“Cá estou”. É assim que se inicia a narrativa do português José Cardoso Pires, em seu livro O Delfim. O Autor-personagem resolve ir até o interior, em uma aldeia chamada Gafeira, e escrever a história dos Palma Bravo, uma família nobre do local. O narrador descobre, então, que Tomás Manuel, o último da aristocracia, está envolvido em uma história de crime, que permanece sem solução.
A apresentação de provas contraditórias, o recolhimento de opiniões dos moradores da Gafeira e as próprias lembranças do narrador são um pretexto.

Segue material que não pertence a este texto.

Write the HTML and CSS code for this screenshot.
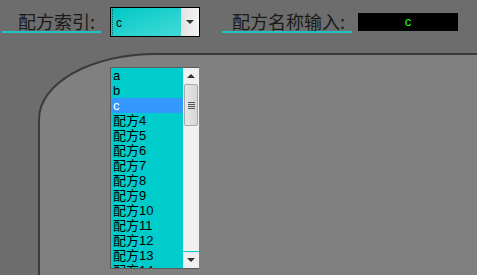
FILE: index.html
```html
<!DOCTYPE html>
<html lang="zh">
<head>
  <meta charset="UTF-8" />
  <title>配方</title>
  <link rel="stylesheet" href="styles.css">
</head>
<body>

  <div class="topbar">
    <div class="field-label label-index">配方索引:</div>
    <div class="combo">
      <span class="combo-value">c</span>
      <span class="combo-btn"><span class="tri"></span></span>
    </div>
    <div class="field-label label-name">配方名称输入:</div>
    <div class="name-box">c</div>
  </div>

  <div class="panel"></div>

  <div class="dropdown">
    <ul class="options">
      <li>a</li>
      <li>b</li>
      <li class="selected">c</li>
      <li>配方4</li>
      <li>配方5</li>
      <li>配方6</li>
      <li>配方7</li>
      <li>配方8</li>
      <li>配方9</li>
      <li>配方10</li>
      <li>配方11</li>
      <li>配方12</li>
      <li>配方13</li>
      <li>配方14</li>
    </ul>
    <div class="scrollbar">
      <div class="arrow up"><span class="tri-up"></span></div>
      <div class="thumb"><span class="grip"></span></div>
      <div class="track"></div>
      <div class="arrow down"><span class="tri"></span></div>
    </div>
  </div>

</body>
</html>
```

FILE: styles.css
```css
body {
  margin: 0;
  width: 477px;
  height: 275px;
  overflow: hidden;
  background: #6d6d6d;
  font-family: 'Liberation Sans', 'Noto Sans CJK SC', sans-serif;
  position: relative;
}

.topbar {
  height: 53px;
  display: flex;
  align-items: flex-start;
}

.field-label {
  margin-top: 12px;
  height: 19px;
  line-height: 19px;
  font-family: 'Noto Sans CJK SC', sans-serif;
  font-size: 18px;
  color: #1a1a1a;
  border-bottom: 2px solid #1cc4c4;
  white-space: nowrap;
}

.label-index {
  margin-left: 2px;
  width: 83px;
  padding-left: 16px;
}

.label-name {
  margin-left: 22px;
  width: 120px;
  padding-left: 10px;
}

.combo {
  margin-left: 9px;
  margin-top: 7px;
  width: 88px;
  height: 28px;
  border: 1px solid #000;
  background: linear-gradient(160deg, #00c8c6, #4cdcd8);
  display: flex;
  align-items: center;
}

.combo-value {
  flex: 1;
  padding-left: 3px;
  font-size: 12px;
  color: #000;
  border-left: 1px dotted #106060;
  height: 26px;
  line-height: 28px;
  margin-left: 1px;
}

.combo-btn {
  width: 18px;
  height: 28px;
  background: linear-gradient(90deg, #e2e2e2, #f4f4f4);
  display: flex;
  align-items: center;
  justify-content: center;
}

.tri {
  width: 0;
  height: 0;
  border-left: 4px solid transparent;
  border-right: 4px solid transparent;
  border-top: 4px solid #333;
}

.tri-up {
  width: 0;
  height: 0;
  border-left: 4px solid transparent;
  border-right: 4px solid transparent;
  border-bottom: 4px solid #333;
}

.name-box {
  margin-left: 6px;
  margin-top: 13px;
  width: 100px;
  height: 18px;
  line-height: 18px;
  background: #000;
  color: #22ff22;
  text-align: center;
  font-size: 13px;
}

.panel {
  margin-left: 38px;
  height: 230px;
  background: #808080;
  border-top: 2px solid #3a3a3a;
  border-left: 2px solid #3a3a3a;
  border-top-left-radius: 118px 66px;
}

/* open list of the combo, drawn over the panel */
.dropdown {
  position: absolute;
  left: 110px;
  top: 67px;
  width: 88px;
  height: 200px;
  border: 1px solid #5a5a5a;
  border-right: none;
  display: flex;
  overflow: hidden;
}

.options {
  list-style: none;
  margin: 0;
  padding: 0;
  width: 72px;
  background: #00cccc;
}

.options li {
  height: 15px;
  line-height: 15px;
  padding-left: 2px;
  font-size: 13px;
  color: #000;
  white-space: nowrap;
}

.options li.selected {
  background: #3399ff;
  color: #fff;
}

.scrollbar {
  width: 16px;
  background: #f0f0f0;
  display: flex;
  flex-direction: column;
}

.arrow {
  height: 16px;
  display: flex;
  align-items: center;
  justify-content: center;
}

.arrow.down {
  border-top: 1px solid #1cc4c4;
}

.thumb {
  height: 40px;
  margin: 0 1px;
  border: 1px solid #a8a8a8;
  border-radius: 2px;
  background: linear-gradient(90deg, #e8e8e8, #d6d6d6);
  display: flex;
  align-items: center;
  justify-content: center;
}

.grip {
  width: 7px;
  height: 7px;
  background: repeating-linear-gradient(180deg, #555 0 1px, transparent 1px 2px);
}

.track {
  flex: 1;
}
```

O principal tema deste livro, na verdade, é um processo de Revolução ocorrido na aldeia, quando os moradores montam uma cooperativa de controle da Lagoa, onde portugueses de diversas regiões do país costumavam caçar. Após a tomada do poder pelo povo, não seria mais preciso pedir a autorização de Tomás Manuel. O local deixa de ser propriedade privada, e torna-se coletivo.
O verdadeiro protagonista em O Delfim é, portanto, o próprio povo da região da Gafeira. E o romance se encerra com um grande arraial, refletindo a alegria dos moradores. É essa imagem que interessa ao Escritor: de um povo alegre, que sai às ruelas de sua aldeia comemorando a tomada de poder. A lagartixa, que no romance simboliza o tempo português, “sacudiu-se no seu sonho de pedra”. Ou seja: saiu de sua imobilidade.
Para trabalhar a relação entre literatura e revolução, a PUC-RJ realizou nos dias 5 e 6 de maio um Colóquio em comemoração aos 35 anos do 25 de Abril. E O Delfim foi exatamente tema de reflexão, pois a transformação social e o poder popular são o mote da narrativa do português José Cardoso Pires. O livro foi escrito em 1968, portanto seis anos antes da Revolução dos Cravos.
Como definiu a professora Izabel Margato, da PUC-Rio, a literatura tem vantagem sobre a vida, porque permite elaborar rascunhos. “E Cardoso Pires ensaiou a revolução socialista em um rascunho que seria passado a limpo seis anos depois”, disse referindo-se à Revolução dos Cravos, de Abril de 1974.
O escritor português, entretanto, veria seu sonho de verdadeiras transformações ruir com os rumos que Portugal tomou. Maria Luiza Scher, professora da UFJF, disse que Cardoso Pires, em obras posteriores, mostrou seu desencanto com a Revolução dos Cravos. Cardoso Pires teve uma importante atuação civil contra o Salazarismo, e usou sua arte como convocação à mudança e à superação da dominação.